• _Task requirements_
Write the lines out again, from the top of the material to the line containing "Check, CircleHelp, X", pictures excluded.

** Begin **

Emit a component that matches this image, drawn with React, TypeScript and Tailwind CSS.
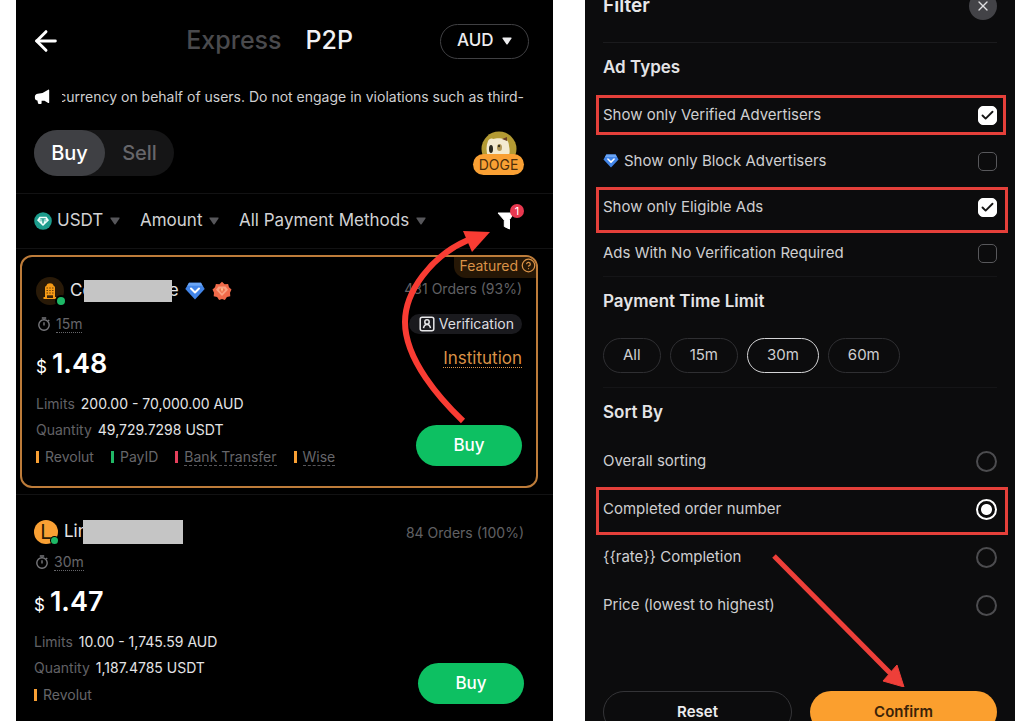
import React, { useState } from "react";
import { ArrowLeft, Check, CircleHelp, X } from "lucide-react";

interface IPayment {
  name: string;
  bar: string;
  hint?: boolean;
}

interface IOfferProps {
  avatar: React.ReactNode;
  name: React.ReactNode;
  time: string;
  price: string;
  limits: string;
  quantity: string;
  orders: string;
  payments: IPayment[];
  extra?: React.ReactNode;
}

interface IFilterSelectProps {
  label: string;
  icon?: React.ReactNode;
}

interface IOptionRowProps {
  id: string;
  label: string;
  icon?: React.ReactNode;
  ring?: string;
  children: React.ReactNode;
  height: string;
}

const MegaphoneIcon = () => (
  <svg viewBox="0 0 16 16" className="h-4 w-4 shrink-0" fill="#fff">
    <path d="M15.200 1.200v12.200c0 .5-.6.8-1 .5L10.500 11.800H7.600v2.200c0 .6-.4 1-1 1H5c-.5 0-.9-.3-1-.8l-.6-2.700C1.900 11.200.9 10.200.9 8.900V7.600c0-1.600 1.200-2.700 2.800-2.900l4.800-.8 5.700-3.200c.4-.3 1 0 1 .5z" />
  </svg>
);

const DogeIcon = () => (
  <svg viewBox="0 0 36 36" className="h-9 w-9">
    <circle cx="18" cy="18" r="17.500" fill="#b39a33" />
    <path d="M7 26c-2-6-2-11 0-16 1-2 3-3 5-2 3-1 8-1 11 0 3 0 5 3 5 7 1 4 1 8-1 11z" fill="#f3ead0" />
    <path d="M21 8l5-2v4z" fill="#6b3f28" />
    <ellipse cx="10" cy="18" rx="2" ry="4" fill="#2b2a20" />
    <ellipse cx="18.500" cy="16.500" rx="2.500" ry="3.500" fill="#b49a5a" />
    <circle cx="18" cy="15" r="1.200" fill="#3b3420" />
  </svg>
);

const UsdtIcon = () => (
  <svg viewBox="0 0 18 18" className="h-[18px] w-[18px] shrink-0">
    <circle cx="9" cy="9" r="8.800" fill="#1c9c8c" />
    <path d="M5.500 4.800h7L15 8.300 9 14 3 8.300z" fill="#f0fffc" />
    <path d="M6.300 6.300h5.400v1.300H9.700v3.800H8.300V7.600h-2z" fill="#1c9c8c" />
    <path d="M5.500 8.800h7" stroke="#1c9c8c" strokeWidth=".6" />
  </svg>
);

const FunnelIcon = () => (
  <svg viewBox="0 0 18 18" className="h-[18px] w-[18px]" fill="#fff">
    <path d="M1 1h16L12.500 7.600V17l-5.200-2.500V8.200z" stroke="#fff" strokeLinejoin="round" />
  </svg>
);

const DiamondIcon = ({ className }: { className: string }) => (
  <svg viewBox="0 0 20 18" className={className}>
    <path d="M4 .8h12l3.700 6.200L10 17.500.3 7z" fill="#4285e8" />
    <path d="M4 .8h12l1.500 3H2.300z" fill="#6aa5f5" />
    <path d="M6 6.500l4 4 4-4" stroke="#fff" strokeWidth="2" fill="none" strokeLinecap="round" strokeLinejoin="round" />
  </svg>
);

const RosetteIcon = () => (
  <svg viewBox="0 0 20 20" className="h-5 w-5">
    <path
      d="M10 .8l2.600 2.400 3.500-.3.900 3.400 2.500 2.300-1.500 3.100.3 3.500-3.400.9L12.900 19 10 17.900 7.100 19l-2-2.900-3.400-.9.300-3.500L.5 8.600 3 6.300l.9-3.400 3.500.3z"
      fill="#f06a4a"
    />
    <path d="M6.500 5.500h7l2.500 3.200-6 6.300-6-6.300z" fill="#f9a182" />
    <path d="M8 7.500h4l1.200 1.600L10 12.500 6.800 9.100z" fill="#ef7350" />
    <path d="M9 7.500h2L10 11z" fill="#ffd9a0" />
  </svg>
);

const BuildingAvatar = () => (
  <span className="relative flex h-7 w-7 items-center justify-center rounded-full bg-[#291a08]">
    <svg viewBox="0 0 16 18" className="h-[18px] w-4">
      <path d="M3 15V5.500C3 4.500 4 4 4.500 3.500 5 2 6 1.200 8 1.200s3 .8 3.500 2.300c.5.500 1.500 1 1.500 2V15h1.500v2h-13v-2z" fill="#f59a16" />
      <path d="M4.500 6h7M4.500 8.500h7M4.500 11h7" stroke="#6b4108" strokeWidth="1.200" strokeDasharray="1.500 1.250" />
      <path d="M5 13.300h6V16H5z" fill="#38220a" />
    </svg>
    <span className="absolute -right-px bottom-0 h-2 w-2 rounded-full bg-[#1db866] ring-2 ring-black" />
  </span>
);

const LetterAvatar = () => (
  <span className="relative flex h-6 w-6 items-center justify-center rounded-full bg-[#f9a034] text-xl text-[#2a1a05]">
    L
    <span className="absolute right-0 bottom-0 h-[7px] w-[7px] rounded-full bg-[#1db866] ring-1 ring-black" />
  </span>
);

const StopwatchIcon = () => (
  <svg viewBox="0 0 14 14" className="h-[14px] w-[14px]" fill="none" stroke="#77777b" strokeWidth="1.400">
    <circle cx="7" cy="8" r="5.200" />
    <path d="M4.800 1h4.400M7 5.200v3.300M11.200 3l1 1" />
  </svg>
);

const VerifyIcon = () => (
  <svg viewBox="0 0 16 16" className="h-4 w-4" fill="none" stroke="#e6e6e8" strokeWidth="1.500">
    <rect x="1.200" y="1.200" width="13.600" height="13.600" rx="2" />
    <circle cx="8" cy="6" r="2.200" />
    <path d="M4.500 12.200c.4-2.400 1.600-3.700 3.500-3.700s3.100 1.300 3.500 3.700" />
  </svg>
);

const Caret = ({ className }: { className: string }) => (
  <svg viewBox="0 0 10 8" className={className} fill="currentColor">
    <path d="M1 .5h8c.5 0 .8.500.5.900L5.600 7.200c-.3.400-.9.400-1.200 0L.5 1.400C.2 1 .5.500 1 .5z" />
  </svg>
);

const FilterSelect = ({ label, icon }: IFilterSelectProps) => (
  <label className="flex items-center text-[#d2d2d4]">
    {icon}
    <select
      aria-label={label}
      className={`appearance-none bg-transparent text-[17px] outline-0 ${icon ? "ml-[5px]" : ""}`}
    >
      <option>{label}</option>
    </select>
    <Caret className="ml-[6px] h-2 w-[10px] text-[#56565a]" />
  </label>
);

const Offer = ({ avatar, name, time, price, limits, quantity, orders, payments, extra }: IOfferProps) => (
  <div className="flex justify-between">
    <div>
      <div className="flex items-center gap-[6px] text-[17px] text-[#e4e4e6]">
        {avatar}
        {name}
      </div>
      <div className="mt-2 flex h-5 items-center gap-[5px] pl-px text-sm text-[#66666a]">
        <StopwatchIcon />
        <span className="border-b border-dotted border-[#66666a] leading-4">{time}</span>
      </div>
      <div className="mt-3 flex h-9 items-baseline gap-[5px] text-white">
        <span className="text-[17px]">$</span>
        <span className="text-[27px] leading-9 font-semibold">{price}</span>
      </div>
      <dl className="mt-[9px] text-sm leading-[26px]">
        <div className="flex gap-[6px]">
          <dt className="text-[#626266]">Limits</dt>
          <dd className="text-[#e4e4e6]">{limits}</dd>
        </div>
        <div className="flex gap-[6px]">
          <dt className="text-[#626266]">Quantity</dt>
          <dd className="text-[#e4e4e6]">{quantity}</dd>
        </div>
      </dl>
      <ul className="flex h-7 items-center gap-[17px] text-sm text-[#66666a]">
        {payments.map((item) => (
          <li key={item.name} className="flex items-center gap-[6px]">
            <span className={`h-3 w-[3px] ${item.bar}`} />
            <span className={item.hint ? "border-b border-dashed border-[#56565a] leading-4" : "leading-4"}>
              {item.name}
            </span>
          </li>
        ))}
      </ul>
    </div>
    <div className="flex flex-col items-end">
      <div className="flex h-[26px] items-center text-sm text-[#606064]">{orders}</div>
      {extra}
      <button className="mt-auto mb-[5px] h-[41px] w-[106px] rounded-full bg-[#0dc062] text-[17px] font-medium text-white">
        Buy
      </button>
    </div>
  </div>
);

const OptionRow = ({ id, label, icon, ring, children, height }: IOptionRowProps) => (
  <div className={`relative flex items-center justify-between ${height}`}>
    {ring && <span className={`pointer-events-none absolute border-[3px] border-[#e5403a] ${ring}`} />}
    <label htmlFor={id} className="flex items-center gap-[5px] text-[15px] text-[#cfcfd1]">
      {icon}
      {label}
    </label>
    {children}
  </div>
);

const adTypes = [
  { id: "verified", label: "Show only Verified Advertisers", checked: true, ring: "inset-y-[3px] -left-[7px] -right-[9px]" },
  { id: "block", label: "Show only Block Advertisers", checked: false, diamond: true },
  { id: "eligible", label: "Show only Eligible Ads", checked: true, ring: "top-[3px] -bottom-[3px] -left-[7px] -right-[11px]" },
  { id: "noverify", label: "Ads With No Verification Required", checked: false },
];

const sortings = [
  { id: "overall", label: "Overall sorting" },
  { id: "completed", label: "Completed order number", ring: "top-[2px] bottom-[-2px] -left-[7px] -right-[11px]" },
  { id: "rate", label: "{{rate}} Completion" },
  { id: "price", label: "Price (lowest to highest)" },
];

const times = ["All", "15m", "30m", "60m"];

const MarketPanel = () => (
  <section className="relative overflow-hidden bg-black">
    <header className="flex h-[82px] items-center pr-6 pl-[18px]">
      <button aria-label="Back" className="mr-auto -ml-1 text-white">
        <ArrowLeft size={32} strokeWidth={2.2} />
      </button>
      <nav className="mr-[87px] flex gap-6 text-[25px] font-medium">
        <button className="text-[#4a4a4d]">Express</button>
        <button className="text-[#f2f2f4]">P2P</button>
      </nav>
      <label className="flex h-[35px] items-center gap-2 rounded-full border border-[#404043] px-4 text-[#ededef]">
        <select aria-label="Currency" className="appearance-none bg-transparent text-[17px] font-medium outline-0">
          <option>AUD</option>
        </select>
        <Caret className="h-2 w-[10px]" />
      </label>
    </header>

    <div className="flex h-[30px] items-center gap-3 pr-[29px] pl-[18px]">
      <MegaphoneIcon />
      <p className="flex min-w-0 flex-1 justify-end overflow-hidden text-sm whitespace-nowrap text-[#cfcfd1]">
        currency on behalf of users. Do not engage in violations such as third-
      </p>
    </div>

    <div className="flex h-[82px] items-center justify-between border-b border-[#121213] pr-[29px] pl-[18px]">
      <div className="flex h-[46px] rounded-full bg-[#151516] text-xl font-medium">
        <button className="w-[71px] rounded-full bg-[#3f4044] text-white">Buy</button>
        <button className="w-[69px] text-[#66666a]">Sell</button>
      </div>
      <div className="relative flex h-11 w-[51px] justify-center">
        <DogeIcon />
        <span className="absolute inset-x-0 bottom-0 rounded-full bg-[#f9a034] text-center text-sm leading-[21px] text-[#4d2e0b]">
          DOGE
        </span>
      </div>
    </div>

    <div className="flex h-[55px] items-center gap-5 border-b border-[#121213] pr-[38px] pl-[18px]">
      <FilterSelect label="USDT" icon={<UsdtIcon />} />
      <FilterSelect label="Amount" />
      <FilterSelect label="All Payment Methods" />
      <button aria-label="Filter" className="relative ml-auto">
        <FunnelIcon />
        <span className="absolute -top-2 -right-[9px] h-[14px] w-[14px] rounded-full bg-[#e8384f] text-center text-[11px] leading-[14px] text-white">
          1
        </span>
      </button>
    </div>

    <article className="relative mt-[6px] mr-[15px] ml-1 rounded-xl border-2 border-[#bd7c3a] px-[14px] pt-[19px] pb-[15px]">
      <span className="absolute top-0 right-0 flex h-[21px] items-center gap-[3px] rounded-tr-[10px] rounded-bl-xl bg-[#261706] pb-1 pl-[5px] text-sm text-[#da9247]">
        Featured <CircleHelp size={15} />
      </span>
      <Offer
        avatar={<BuildingAvatar />}
        name={
          <span className="flex h-[30px] items-center">
            Co
            <span className="relative -ml-[9px] h-[22px] w-[88px] bg-[#c5c5c5]" />
            <span className="-ml-[3px]">e</span>
            <DiamondIcon className="mr-[7px] ml-[6px] h-[18px] w-5" />
            <RosetteIcon />
          </span>
        }
        time="15m"
        price="1.48"
        limits="200.00 - 70,000.00 AUD"
        quantity="49,729.7298 USDT"
        orders="431 Orders (93%)"
        payments={[
          { name: "Revolut", bar: "bg-[#f9a034]" },
          { name: "PayID", bar: "bg-[#21b866]" },
          { name: "Bank Transfer", bar: "bg-[#e5405c]", hint: true },
          { name: "Wise", bar: "bg-[#f9a034]", hint: true },
        ]}
        extra={
          <>
            <span className="mt-3 flex h-5 items-center gap-1 rounded-full bg-[#1a1a1e] pr-2 pl-[10px] text-sm text-[#dedee0]">
              <VerifyIcon />
              Verification
            </span>
            <span className="mt-[15px] border-b border-dotted border-[#da9247] text-[17px] leading-[18px] text-[#da9247]">
              Institution
            </span>
          </>
        }
      />
    </article>

    <div className="mt-[6px] border-t border-[#121213] pt-[25px] pr-[29px] pl-[18px]">
      <Offer
        avatar={<LetterAvatar />}
        name={
          <span className="flex h-6 items-center">
            Lin
            <span className="relative -ml-[5px] h-6 w-[100px] bg-[#c5c5c5]" />
          </span>
        }
        time="30m"
        price="1.47"
        limits="10.00 - 1,745.59 AUD"
        quantity="1,187.4785 USDT"
        orders="84 Orders (100%)"
        payments={[{ name: "Revolut", bar: "bg-[#f9a034]" }]}
      />
    </div>

    <svg
      viewBox="0 0 90 194"
      className="pointer-events-none absolute top-[230px] right-[62px] h-[194px] w-[90px]"
      fill="none"
    >
      <path d="M62 191C40 170 4 130 4 92C4 62 30 26 67 10" stroke="#f93c33" strokeWidth="6" />
      <path d="M62 1l27 1-18 20z" fill="#f93c33" />
    </svg>
  </section>
);

const FilterPanel = () => {
  const [limit, setLimit] = useState("30m");

  return (
    <section className="relative overflow-hidden bg-[#0c0c0d] px-[18px]">
      <header className="-mt-2 flex h-7 items-center justify-between">
        <h2 className="text-[19px] font-semibold text-[#e8e8ea]">Filter</h2>
        <button
          aria-label="Close"
          className="flex h-7 w-7 items-center justify-center rounded-full bg-[#434347] text-[#dedee0]"
        >
          <X size={16} />
        </button>
      </header>

      <h3 className="mt-[22px] flex h-[50px] items-center border-t border-[#1b1b1d] pt-px text-[17px] font-semibold text-[#e4e4e6]">
        Ad Types
      </h3>
      {adTypes.map((item) => (
        <OptionRow
          key={item.id}
          id={item.id}
          label={item.label}
          ring={item.ring}
          height="h-[46px]"
          icon={item.diamond && <DiamondIcon className="h-[14px] w-4" />}
        >
          <span className="relative flex">
            <input
              id={item.id}
              type="checkbox"
              defaultChecked={item.checked}
              className="peer h-[19px] w-[19px] appearance-none rounded-[5px] border border-[#58585b] checked:border-white checked:bg-white"
            />
            <Check
              size={15}
              strokeWidth={3}
              className="pointer-events-none absolute top-[2px] left-[2px] hidden text-[#151515] peer-checked:block"
            />
          </span>
        </OptionRow>
      ))}

      <h3 className="flex h-[50px] items-center border-t border-[#151517] pt-px text-[17px] font-semibold text-[#e4e4e6]">
        Payment Time Limit
      </h3>
      <div className="mt-3 mb-[14px] flex gap-[9px]">
        {times.map((item) => (
          <button
            key={item}
            aria-pressed={limit === item}
            onClick={() => setLimit(item)}
            className={`h-[35px] rounded-full border px-[19px] text-[15px] text-[#cfcfd1] ${
              limit === item ? "border-[#d4d4d6]" : "border-[#2f2f32]"
            }`}
          >
            {item}
          </button>
        ))}
      </div>

      <h3 className="flex h-[50px] items-center border-t border-[#151517] pt-px text-[17px] font-semibold text-[#e4e4e6]">
        Sort By
      </h3>
      {sortings.map((item) => (
        <OptionRow key={item.id} id={item.id} label={item.label} ring={item.ring} height="h-12">
          <input
            id={item.id}
            type="radio"
            name="sort"
            defaultChecked={item.id === "completed"}
            className="h-[21px] w-[21px] appearance-none rounded-full border-2 border-[#4c4c4f] checked:border-white checked:bg-[radial-gradient(circle,#fff_0_5px,transparent_6px)]"
          />
        </OptionRow>
      ))}

      <div className="mt-[62px] flex gap-[18px] text-[15px] font-semibold">
        <button className="h-[42px] flex-1 rounded-full border border-[#343437] text-[#ededef]">Reset</button>
        <button className="h-[42px] flex-1 rounded-full bg-[#fb9f2e] text-[#3a2308]">Confirm</button>
      </div>

      <svg
        viewBox="0 0 134 134"
        className="pointer-events-none absolute top-[553px] right-[110px] h-[134px] w-[134px]"
        fill="none"
      >
        <path d="M3 3l116 117" stroke="#ee3f39" strokeWidth="5" />
        <path d="M112 128l14-16 7 22z" fill="#ee3f39" stroke="#ee3f39" />
      </svg>
    </section>
  );
};

const App = () => (
  <main className="grid h-screen grid-cols-[537fr_430fr] gap-8 overflow-hidden bg-white pr-[9px] pl-4 font-['Inter',sans-serif]">
    <MarketPanel />
    <FilterPanel />
  </main>
);

export default App;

** End **

• _Result for this exercise_
Emit a component that matches this image, drawn with React, TypeScript and Tailwind CSS.
import React, { useState } from "react";
import { ArrowLeft, Check, CircleHelp, X } from "lucide-react";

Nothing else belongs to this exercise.